Autre détail, votre accent québécois. Vous le perdez facilement quand il s’agit d’incarner un Français ?
Théodore Pellerin : Ce n’est pas que je perds l’accent, c’est que je prends un accent ! Ce n’est pas la première fois que je jouais en français, mais je ne peux pas dire que ça a été du travail pour moi. Tout a été très instinctif.
Vous tournez au Canada, aux États-Unis et en France. qu’est-ce que vous aimez particulièrement ici ?

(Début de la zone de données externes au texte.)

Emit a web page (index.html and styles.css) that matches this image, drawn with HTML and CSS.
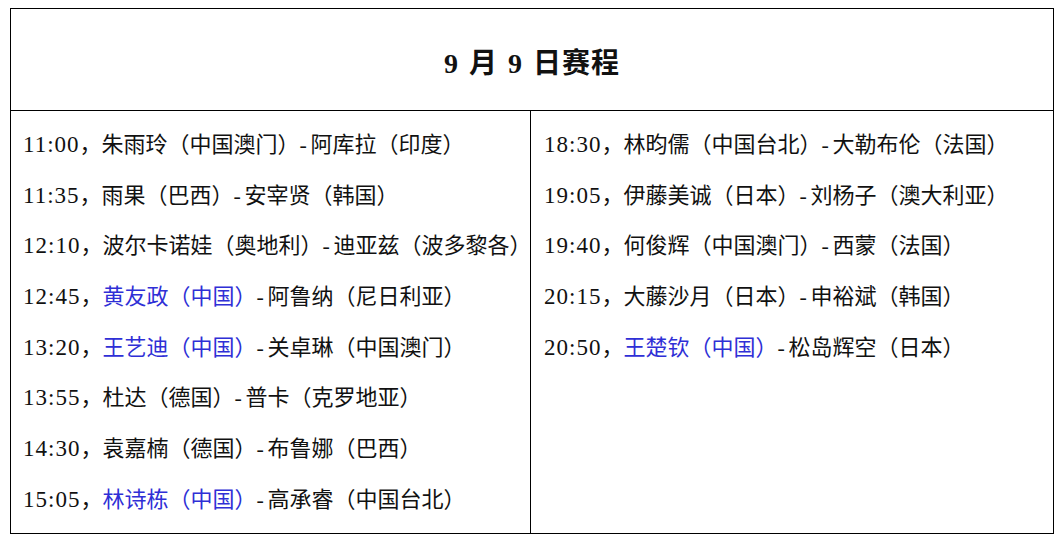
FILE: index.html
```html
<!DOCTYPE html>
<html lang="zh-CN">
<head>
<meta charset="utf-8">
<title>9月9日赛程</title>
<link rel="stylesheet" href="styles.css">
</head>
<body>
<div class="sheet">
  <div class="head"><h1 class="title">9 月 9 日赛程</h1></div>
  <div class="body">
    <div class="col left">
      <p class="row"><span class="t">11:00</span>，朱雨玲（中国澳门）<span class="d">-</span>阿库拉（印度）</p>
      <p class="row"><span class="t">11:35</span>，雨果（巴西）<span class="d">-</span>安宰贤（韩国）</p>
      <p class="row"><span class="t">12:10</span>，波尔卡诺娃（奥地利）<span class="d">-</span>迪亚兹（波多黎各）</p>
      <p class="row"><span class="t">12:45</span>，<span class="cn">黄友政（中国）</span><span class="d">-</span>阿鲁纳（尼日利亚）</p>
      <p class="row"><span class="t">13:20</span>，<span class="cn">王艺迪（中国）</span><span class="d">-</span>关卓琳（中国澳门）</p>
      <p class="row"><span class="t">13:55</span>，杜达（德国）<span class="d">-</span>普卡（克罗地亚）</p>
      <p class="row"><span class="t">14:30</span>，袁嘉楠（德国）<span class="d">-</span>布鲁娜（巴西）</p>
      <p class="row"><span class="t">15:05</span>，<span class="cn">林诗栋（中国）</span><span class="d">-</span>高承睿（中国台北）</p>
    </div>
    <div class="col right">
      <p class="row"><span class="t">18:30</span>，林昀儒（中国台北）<span class="d">-</span>大勒布伦（法国）</p>
      <p class="row"><span class="t">19:05</span>，伊藤美诚（日本）<span class="d">-</span>刘杨子（澳大利亚）</p>
      <p class="row"><span class="t">19:40</span>，何俊辉（中国澳门）<span class="d">-</span>西蒙（法国）</p>
      <p class="row"><span class="t">20:15</span>，大藤沙月（日本）<span class="d">-</span>申裕斌（韩国）</p>
      <p class="row"><span class="t">20:50</span>，<span class="cn">王楚钦（中国）</span><span class="d">-</span>松岛辉空（日本）</p>
    </div>
  </div>
</div>
</body>
</html>
```
FILE: styles.css
```css
html, body {
  margin: 0;
  padding: 0;
  background: #ffffff;
}
body {
  font-family: "Liberation Serif", "Noto Sans CJK SC", serif;
  color: #111111;
}
.sheet {
  margin: 8px 0 0 10px;
  width: 1044px;
  height: 526px;
  box-sizing: border-box;
  border: 1px solid #000000;
  display: flex;
  flex-direction: column;
}
.head {
  height: 102px;
  flex: none;
  box-sizing: border-box;
  border-bottom: 1px solid #000000;
  display: flex;
  align-items: center;
  justify-content: center;
}
.title {
  margin: 0;
  padding-top: 2px;
  font-size: 28px;
  font-weight: bold;
  letter-spacing: 1px;
  word-spacing: 2px;
  font-family: "Liberation Serif", "Noto Sans CJK SC", serif;
}
.body {
  flex: 1;
  display: grid;
  grid-template-columns: 520px 1fr;
}
.col {
  padding-top: 9px;
}
.left {
  border-right: 1px solid #000000;
  padding-left: 12px;
}
.right {
  padding-left: 13px;
}
.row {
  margin: 0;
  height: 50.7px;
  line-height: 50.7px;
  font-size: 22px;
  white-space: nowrap;
}
.t {
  letter-spacing: 1px;
  font-size: 23px;
}
.d {
  display: inline-block;
  width: 11px;
}
.cn {
  color: #2f2fd6;
}
```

Théodore Pellerin : De façon assez surprenante, je me sens chez moi, ici. J’aime le rapport que les gens ont au cinéma. J’aime l’importance que les gens donnent au cinéma. Ils vont beaucoup au cinéma, ils en parlent, ils s’y intéressent. J’aime aussi l’importance que la littérature a en France. Ce qui est peut-être plus important pour moi-même que le cinéma, ce sont les textes. Donc, je me sens assez heureux ici. J’ai été très chanceux. Je n’ai que fait des rencontres qui ont été formidables. J’ai aimé et été impressionné par tous les acteurs et les actrices avec qui j’ai travaillé, notamment sur ce film où tout le monde est vraiment exceptionnel. Donc, je me sens assez choyé et privilégié de pouvoir travailler en France. Les plus beaux projets de ma vie à date ont été avec des gens qui faisaient leur premier film, et notamment avec Pauline. Ce n’était pas des gens que je connaissais déjà, mais que j’ai eu l’impression de rencontrer d’abord en lisant leur scénario. Puis la rencontre en chair et en os a confirmé nos alchimies.
Nino, réalisé par Pauline Loquès, en salles le 17 septembre 2025.